Mon 20 May 2019:
Report on torture in J&K: Case Studies find 70% of torture victims are civilians, 11% die as a result of torture
Today Association of Parents of Disappeared Persons (APDP) and the Jammu Kashmir Coalition of Civil Society (JKCCS) released the first comprehensive report on torture in Jammu and Kashmir titled Torture: Indian State’s Instrument of Control in Indian Administered Jammu and Kashmir. The report focuses on torture perpetrated in Jammu and Kashmir by the Indian State since 1990, and provides a contextual understanding of various phases of torture being perpetrated in Jammu and Kashmir since 1947. Using 432 case studies, the report charts out trends and patterns, targets, perpetrators, sites, contexts and impacts of torture in Jammu and Kashmir.
Due to legal, political and moral impunity extended to the armed forces, not a single prosecution has taken place in any case of human rights violations in Jammu and Kashmir.
Despite global attention and condemnation of torture following exposés of indiscriminate torture practised in Guantanamo Bay and Abu Ghraib prisons, torture remains hidden in Jammu and Kashmir, where tens of thousands of civilians have been subjected to it. Torture is used as a matter of policy by the Indian State in Jammu and Kashmir in a systematic and institutional manner, as all the institutions of the State be it a legislature, executive, judiciary and armed forces form a part.
The widespread use of torture continues unabatedly in Jammu and Kashmir. As recently as 19 March 2019, a 29-year-old school principal, Rizwan Pandith was killed due to torture after being illegally detained in the Cargo camp of the Special Operations Group of Jammu and Kashmir Police.

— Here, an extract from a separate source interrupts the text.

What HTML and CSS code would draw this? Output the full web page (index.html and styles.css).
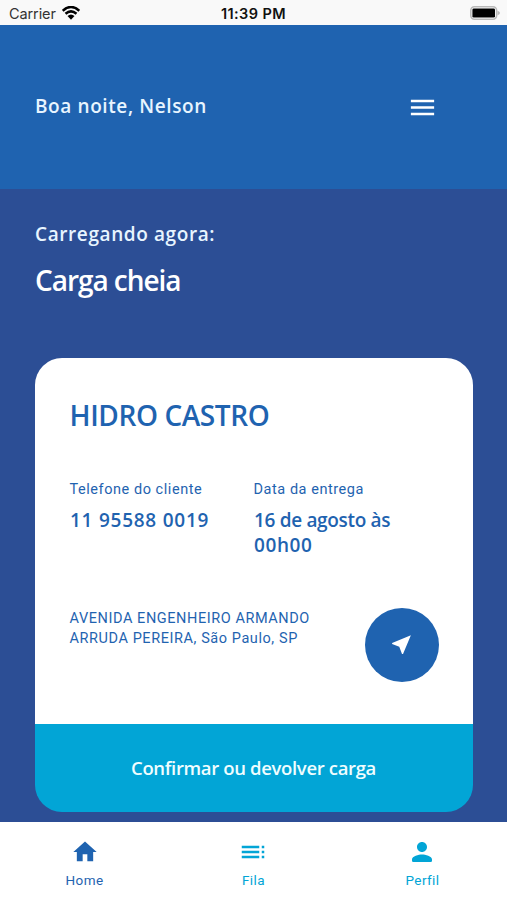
FILE: index.html
```html
<!DOCTYPE html>
<html lang="pt-BR">
<head>
<meta charset="utf-8">
<meta name="viewport" content="width=device-width, initial-scale=1">
<title>Carga</title>
<link rel="stylesheet" href="styles.css">
</head>
<body>
<div class="app">
  <div class="status">
    <div class="carrier"><span>Carrier</span>
      <svg class="wifi" viewBox="0 0 18 14"><path d="M0.7 4.7Q9-2.7 17.3 4.7M3.5 7.7Q9 3.1 14.5 7.7" fill="none" stroke="#000" stroke-width="2.5"/><path d="M5.5 10Q9 7 12.5 10L9 13.8Z"/></svg>
    </div>
    <div class="clock">11:39 PM</div>
    <svg class="battery" viewBox="0 0 30 15"><rect x=".8" y=".8" width="25.8" height="12.4" rx="3.6" fill="#fff" stroke="#b9b9b9" stroke-width="1.6"/><rect x="2.4" y="2.4" width="22.600" height="9.200" rx="1.4"/><path d="M27.5 4.8Q30 5.5 30 7Q30 8.500 27.500 9.200Z" fill="#b9b9b9"/></svg>
  </div>
  <header class="header">
    <div class="greeting">Boa noite, Nelson</div>
    <svg class="menu" viewBox="0 0 24 24"><path d="M3 18h18v-2H3v2zm0-5h18v-2H3v2zm0-7v2h18V6H3z"/></svg>
  </header>
  <main class="main">
    <div class="loading">Carregando agora:</div>
    <h1 class="load">Carga cheia</h1>
    <section class="card">
      <div class="body">
        <h2 class="client">HIDRO CASTRO</h2>
        <div class="fields">
          <div><div class="label">Telefone do cliente</div><div class="value phone">11 95588 0019</div></div>
          <div><div class="label">Data da entrega</div><div class="value"><div>16 de agosto às</div><div class="hour">00h00</div></div></div>
        </div>
        <div class="place">
          <div class="address"><div>AVENIDA ENGENHEIRO ARMANDO</div><div>ARRUDA PEREIRA, São Paulo, SP</div></div>
          <div class="go"><svg viewBox="0 0 24 24"><path d="M21 3L3 10.530v.98l6.840 2.650L12.480 21h.98L21 3z"/></svg></div>
        </div>
      </div>
      <div class="confirm"><span>Confirmar ou devolver carga</span></div>
    </section>
  </main>
  <nav class="tabs">
    <div class="tab active"><svg viewBox="0 0 24 24"><path d="M10 20v-6h4v6h5v-8h3L12 3 2 12h3v8z"/></svg><span>Home</span></div>
    <div class="tab"><svg viewBox="0 0 24 24"><path d="M3 9h14V7H3v2zm0 4h14v-2H3v2zm0 4h14v-2H3v2zm16 0h2v-2h-2v2zm0-10v2h2V7h-2zm0 6h2v-2h-2v2z"/></svg><span>Fila</span></div>
    <div class="tab"><svg viewBox="0 0 24 24"><path d="M12 12c2.210 0 4-1.790 4-4s-1.790-4-4-4-4 1.790-4 4 1.790 4 4 4zm0 2c-2.670 0-8 1.340-8 4v1q0 1 1 1h14q1 0 1-1v-1c0-2.660-5.330-4-8-4z"/></svg><span>Perfil</span></div>
  </nav>
</div>
</body>
</html>
```
FILE: styles.css
```css
* { box-sizing: border-box; margin: 0; padding: 0; }
body { background: #fff; font-family: "Open Sans", sans-serif; }
svg { display: block; flex: none; }
.app { width: 507px; height: 900px; display: flex; flex-direction: column; overflow: hidden; white-space: nowrap; }
.status { height: 25px; flex: none; background: #f9f9f9; color: #111; font: 14.500px/26px Inter, sans-serif; display: grid; grid-template-columns: 1fr auto 1fr; padding: 0 7px 0 9px; }
.carrier { display: flex; align-items: center; gap: 6px; height: 26px; color: #333; letter-spacing: -.1px; }
.carrier span { padding-top: 1px; }
.wifi { width: 18px; height: 14px; }
.clock { font-weight: 600; padding: 1px 0 0 0; letter-spacing: .4px; margin-left: -2px; }
.battery { width: 30px; height: 15px; justify-self: end; margin-top: 6px; }
.header { height: 164px; flex: none; background: #1f63b0; display: flex; justify-content: space-between; align-items: center; padding: 0 69px 0 35px; }
.greeting, .loading { color: #e8f5ff; font-size: 19px; font-weight: 600; line-height: 26px; letter-spacing: .600px; }
.greeting { margin-top: -2px; }
.menu { width: 31px; height: 31px; fill: #fff; }
.main { flex: 1; background: #2c4e95; padding: 32px 34px 0 35px; }
.load { color: #fff; font-size: 28px; font-weight: 600; line-height: 40px; letter-spacing: -1.050px; margin-top: 13px; }
.card { height: 454px; margin-top: 58px; border-radius: 27px; background: linear-gradient(#fff 366px, #02a5d6 366px); overflow: hidden; display: flex; flex-direction: column; color: #1f63b0; }
.body { height: 366px; padding: 37px 34px 0 35px; }
.client { font-size: 28px; font-weight: 600; line-height: 40px; letter-spacing: -.4px; margin-left: -.5px; }
.fields { display: grid; grid-template-columns: 184px 1fr; margin-top: 44px; }
.label, .address { font-family: Roboto, sans-serif; font-size: 14.500px; line-height: 20px; letter-spacing: .55px; margin-left: -.5px; }
.label { padding-top: 1px; }
.value { font-size: 19px; font-weight: 600; line-height: 24.500px; margin-top: 8px; letter-spacing: -.33px; }
.phone { letter-spacing: .75px; }
.hour { letter-spacing: .6px; }
.place { display: flex; justify-content: space-between; margin-top: 51px; }
.address { line-height: 19.500px; letter-spacing: .57px; margin-top: 1px; }
.go { width: 74px; height: 74px; border-radius: 50%; background: #1f63b0; display: flex; align-items: center; justify-content: center; }
.go svg { width: 25px; height: 25px; fill: #fff; margin: -1px 1px 0 0; }
.confirm { flex: 1; color: #f0fdff; display: flex; align-items: center; justify-content: center; font-size: 18.500px; font-weight: 600; letter-spacing: -.35px; padding: 0 1px 1px 0; }
.tabs { height: 78px; flex: none; background: #fff; color: #02a5d6; display: grid; grid-template-columns: repeat(3, 1fr); }
.tab { display: flex; flex-direction: column; align-items: center; padding-top: 15px; font: 13.500px/18px Roboto, sans-serif; letter-spacing: .4px; }
.tab svg { width: 30px; height: 30px; fill: currentColor; margin: 0 1px 4px 0; }
.active { color: #1f63b0; }
.active svg { width: 28px; height: 28px; margin: 1px 0 5px; }
```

Three days later, the Police filed a case against deceased Rizwan, alleging that he was trying to escape from the Police custody while no case was filed against Police officials under whose custody he was killed.
This report gives a brief understanding of the historical background in the use of torture in Jammu and Kashmir since 1947 to curb any dissenting voices, a practice which attained an unprecedented magnitude post-1990. The report categorizes the eras after 1990 during which torture and other human rights violations, while still being carried out by the Indian armed forces and Jammu & Kashmir Police, were also outsourced to different formations like Ikhwan and Village Defence Committees (VDCs).

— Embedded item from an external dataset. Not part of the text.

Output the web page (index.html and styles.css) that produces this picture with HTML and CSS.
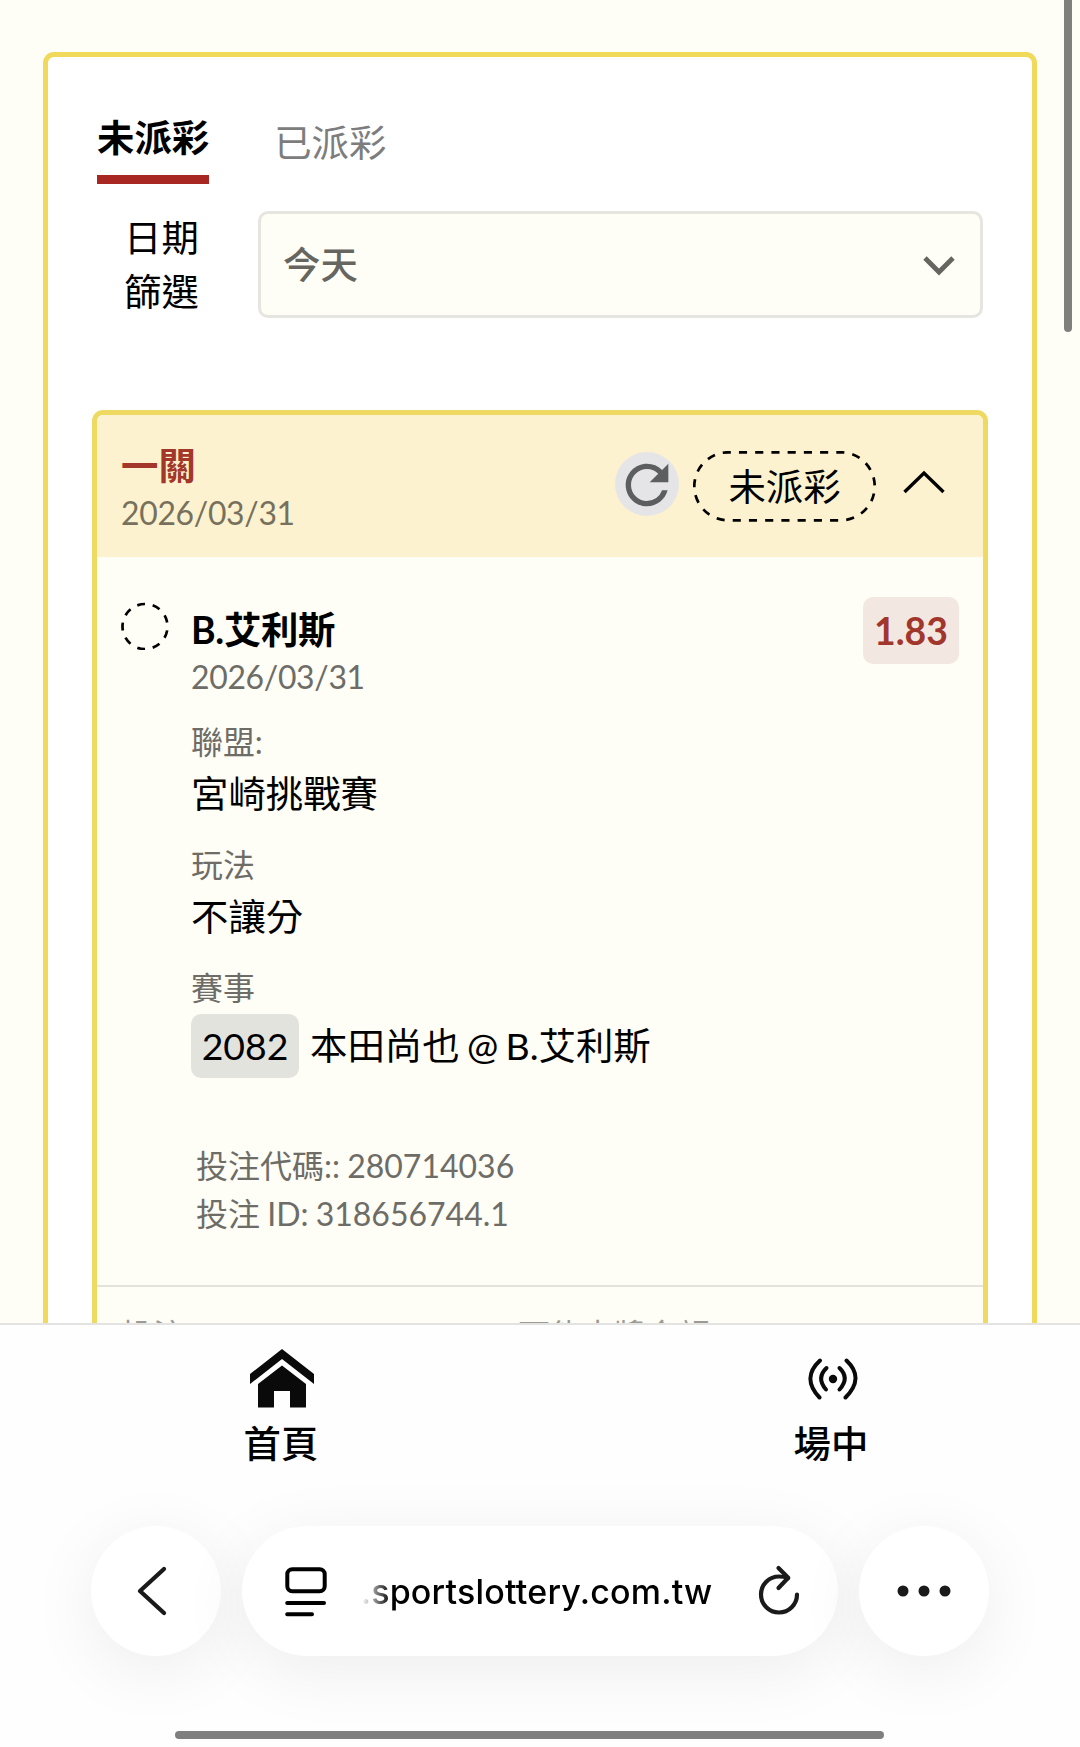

This report establishes that the vast number of methods of torture and other cruel, inhuman and degrading treatment or punishment as set out in the UN OHCHR Istanbul Protocol, have been and continue to be perpetrated in Jammu and Kashmir. The forms of torture that have been documented in this report include stripping the detainees naked (190 out of 432 cases studied for this report), beating with sticks, iron rods or leather belts (326 cases), roller treatment (169 cases), water-boarding (24 cases), dunking detainees’ head in water (101 cases), electrocution including in genitals (231 cases), hanging from the ceiling, mostly upside down (121 cases), burning of the body with hot objects (35 cases), solitary confinement (11 cases), sleep deprivation (21 cases), sexual torture (238 cases) including rape and sodomy, among others.
The report points out that a predominant majority of the torture victims are civilians: 301 out of 432, which include women, students and juveniles, political activists, human rights activists and journalists. Entire populations have also been subjected to collective punishments like cordon and search operations (CASOs) during which torture and sexual violence has been common.
This report provides an insight into how torture has ruined the lives of survivors with a multitude of them suffering from chronic ailments resulting from torture. Apart from the physical ailments, people who have been tortured or even witnessed it, have suffered from psychological issues like post-traumatic stress disorder (PTSD). 49 of the 432 victims of torture died post-torture, 40 of them as a result of injuries received during torture. Since many deaths due to torture-related injuries are not immediate but may occur after years or even decades, accurate figures of such fatalities and morbidity are extremely hard to estimate.
Torture has been associated with other human rights violations like custodial deaths and enforced disappearances. And it is only when a case of torture is accompanied by such human rights violations that it gets reported in the media. As a result, torture has remained unnoticed and survivors continue to suffer in silence. Since policies like Operation All Out continue in Kashmir and the army is given a “free hand” as declared by the Prime Minister of India as recently as 15 February 2019, the armed forces are only emboldened to continue perpetrating torture. This report is an attempt by APDP and JKCCS to break the silence around such a penetrating violation.
The report recommends for an international investigation on torture in Kashmir, led by UN Office of the High Commissioner for Human Rights, besides urging India to ratify the UN Convention Against Torture and end the phenomenon of torture.